There are many reasons why one would consider hiring a professional database administrator (DBA). You may be concerned about user experience issues such as errors or slowness, or possibly backend items like backups, security or stability. If your database is hosted on a SQL Server, eventually you will run into issues that you cannot solve without the assistance of someone who has a deep knowledge of this platform.
End users rarely call to tell you that the application is running great, but in my experience, relying on users to report errors and slowness simply does not work. They tend to (at least in my case) report only a small fraction of errors. The first step in deciding whether or not to hire a DBA is to look at metrics (errors and excessive latency in my case). If you are not a DBA, you probably don’t have the knowledge to look deep into the database internals and make a sense of what you find.
I would suggest starting out with a high-level approach by using the application to measure and record all database errors and latency. This can be done by the developer and should take minimal coding. Developers need to be proactive and build error and latency tracking into their apps. All modern programming languages have the concept of a try-catch block, using this block, the developer can trap database errors such as SQL timeouts and deadlocks if you don’t have a monitoring tool in place. The developer can re-use the same basic code and wrap all database calling functions with error reporting code. You may also consider adding an instant alert when errors occur, this could be in the form of an email or SMS message. I particularly like this method, as it immediately lets me know if there is a major issue.

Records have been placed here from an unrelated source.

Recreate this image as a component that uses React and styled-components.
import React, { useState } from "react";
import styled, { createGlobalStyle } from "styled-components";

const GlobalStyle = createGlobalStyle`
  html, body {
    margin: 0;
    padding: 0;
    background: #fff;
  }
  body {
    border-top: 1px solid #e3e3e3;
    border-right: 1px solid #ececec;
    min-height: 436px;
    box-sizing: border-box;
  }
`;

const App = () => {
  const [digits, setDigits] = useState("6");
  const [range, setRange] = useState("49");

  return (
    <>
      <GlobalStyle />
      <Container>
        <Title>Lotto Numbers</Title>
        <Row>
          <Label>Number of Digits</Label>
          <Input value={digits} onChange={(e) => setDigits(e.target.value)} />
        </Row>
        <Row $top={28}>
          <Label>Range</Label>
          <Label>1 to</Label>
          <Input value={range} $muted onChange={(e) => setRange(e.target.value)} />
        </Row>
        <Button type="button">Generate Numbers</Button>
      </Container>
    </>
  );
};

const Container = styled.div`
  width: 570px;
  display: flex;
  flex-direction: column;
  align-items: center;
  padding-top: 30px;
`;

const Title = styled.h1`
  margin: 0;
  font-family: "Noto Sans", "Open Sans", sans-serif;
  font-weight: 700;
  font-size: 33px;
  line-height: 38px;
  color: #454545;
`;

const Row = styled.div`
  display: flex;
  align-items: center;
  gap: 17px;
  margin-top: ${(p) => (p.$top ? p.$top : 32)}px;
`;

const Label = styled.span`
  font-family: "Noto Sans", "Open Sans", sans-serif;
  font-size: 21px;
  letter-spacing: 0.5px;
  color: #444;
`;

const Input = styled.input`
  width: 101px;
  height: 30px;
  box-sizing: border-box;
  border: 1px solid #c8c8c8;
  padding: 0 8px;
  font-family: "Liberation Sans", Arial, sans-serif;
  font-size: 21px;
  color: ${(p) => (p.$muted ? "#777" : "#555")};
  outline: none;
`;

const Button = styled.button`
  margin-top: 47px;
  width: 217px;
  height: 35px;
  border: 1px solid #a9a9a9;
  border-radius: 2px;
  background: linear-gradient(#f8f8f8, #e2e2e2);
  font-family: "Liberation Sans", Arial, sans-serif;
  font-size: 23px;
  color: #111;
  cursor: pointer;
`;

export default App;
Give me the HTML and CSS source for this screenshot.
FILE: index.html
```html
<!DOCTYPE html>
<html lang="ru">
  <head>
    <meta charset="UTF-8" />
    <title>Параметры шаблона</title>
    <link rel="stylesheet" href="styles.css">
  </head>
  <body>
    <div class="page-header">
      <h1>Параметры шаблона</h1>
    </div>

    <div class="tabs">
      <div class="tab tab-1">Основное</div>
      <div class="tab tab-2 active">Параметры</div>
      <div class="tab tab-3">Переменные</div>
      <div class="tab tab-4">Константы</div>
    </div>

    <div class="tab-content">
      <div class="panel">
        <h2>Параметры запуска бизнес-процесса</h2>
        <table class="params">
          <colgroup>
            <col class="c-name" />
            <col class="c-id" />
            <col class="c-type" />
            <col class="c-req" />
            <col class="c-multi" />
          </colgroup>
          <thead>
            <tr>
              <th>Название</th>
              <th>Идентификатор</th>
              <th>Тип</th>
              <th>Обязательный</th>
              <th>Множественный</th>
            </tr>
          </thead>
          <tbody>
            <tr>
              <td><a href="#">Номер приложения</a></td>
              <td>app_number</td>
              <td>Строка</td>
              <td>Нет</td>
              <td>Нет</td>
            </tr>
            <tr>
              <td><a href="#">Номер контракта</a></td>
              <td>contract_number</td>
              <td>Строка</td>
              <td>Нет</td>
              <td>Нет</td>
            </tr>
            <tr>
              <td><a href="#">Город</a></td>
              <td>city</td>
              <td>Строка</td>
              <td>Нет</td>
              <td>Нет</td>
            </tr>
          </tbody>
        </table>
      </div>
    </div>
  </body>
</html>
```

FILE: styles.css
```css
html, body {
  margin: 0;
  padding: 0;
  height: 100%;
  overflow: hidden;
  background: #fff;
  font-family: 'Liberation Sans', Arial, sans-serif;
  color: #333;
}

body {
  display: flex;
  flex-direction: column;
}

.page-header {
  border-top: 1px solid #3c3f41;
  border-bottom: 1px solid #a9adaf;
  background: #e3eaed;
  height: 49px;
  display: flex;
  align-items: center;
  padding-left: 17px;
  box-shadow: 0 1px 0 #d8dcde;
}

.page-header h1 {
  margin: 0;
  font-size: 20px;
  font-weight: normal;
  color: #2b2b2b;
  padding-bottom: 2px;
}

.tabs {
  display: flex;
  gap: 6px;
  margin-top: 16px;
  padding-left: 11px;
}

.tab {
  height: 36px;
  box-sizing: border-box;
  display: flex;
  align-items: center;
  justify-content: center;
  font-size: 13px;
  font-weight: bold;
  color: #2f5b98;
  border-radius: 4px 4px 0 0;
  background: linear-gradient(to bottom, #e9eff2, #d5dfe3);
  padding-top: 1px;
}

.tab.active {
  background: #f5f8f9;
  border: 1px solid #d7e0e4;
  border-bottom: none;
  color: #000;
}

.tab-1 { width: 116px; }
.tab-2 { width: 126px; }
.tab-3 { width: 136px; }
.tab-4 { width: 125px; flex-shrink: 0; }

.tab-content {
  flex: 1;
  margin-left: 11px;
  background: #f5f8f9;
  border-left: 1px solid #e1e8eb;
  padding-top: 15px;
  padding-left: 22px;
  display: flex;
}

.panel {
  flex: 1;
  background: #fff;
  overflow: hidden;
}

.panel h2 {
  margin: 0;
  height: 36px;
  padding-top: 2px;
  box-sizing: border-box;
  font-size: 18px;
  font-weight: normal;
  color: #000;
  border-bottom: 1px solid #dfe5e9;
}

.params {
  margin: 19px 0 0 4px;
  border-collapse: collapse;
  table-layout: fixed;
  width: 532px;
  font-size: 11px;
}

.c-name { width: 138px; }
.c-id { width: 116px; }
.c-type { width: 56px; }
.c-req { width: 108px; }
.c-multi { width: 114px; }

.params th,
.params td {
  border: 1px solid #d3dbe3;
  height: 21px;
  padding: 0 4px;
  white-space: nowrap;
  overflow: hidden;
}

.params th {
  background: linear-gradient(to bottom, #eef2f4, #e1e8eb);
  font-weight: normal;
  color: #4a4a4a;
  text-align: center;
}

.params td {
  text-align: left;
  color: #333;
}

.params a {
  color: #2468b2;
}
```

At some point, you will know that you have performance issues, but you may not understand how to solve them and keep your customers happy. A DBA understands your database in much more detail that you can imagine, knowing when you need a DBA is critical. Your team may be highly skilled but may not understand how indexes work, for example, or how much memory should be assigned to the instance.
I would say that it is time to hire a DBA when your own progress (as a developer) towards eliminating errors and reducing latency starts to slow. I use the word “starts” intentionally, as you don’t want to wait until you’re at a dead standstill with progress. Hire or outsource your DBA early, make your users and customers happier right now and save your precious time.
A SQL Server instance is more than just the place where the data goes. You must also understand security, high-availability, and what to do when things go wrong. A DBA is the best person to rely on to make sure that your data is always available, secure, and is not the bottleneck in your application.
My advice – If you’re not a DBA, don’t try to be a DBA.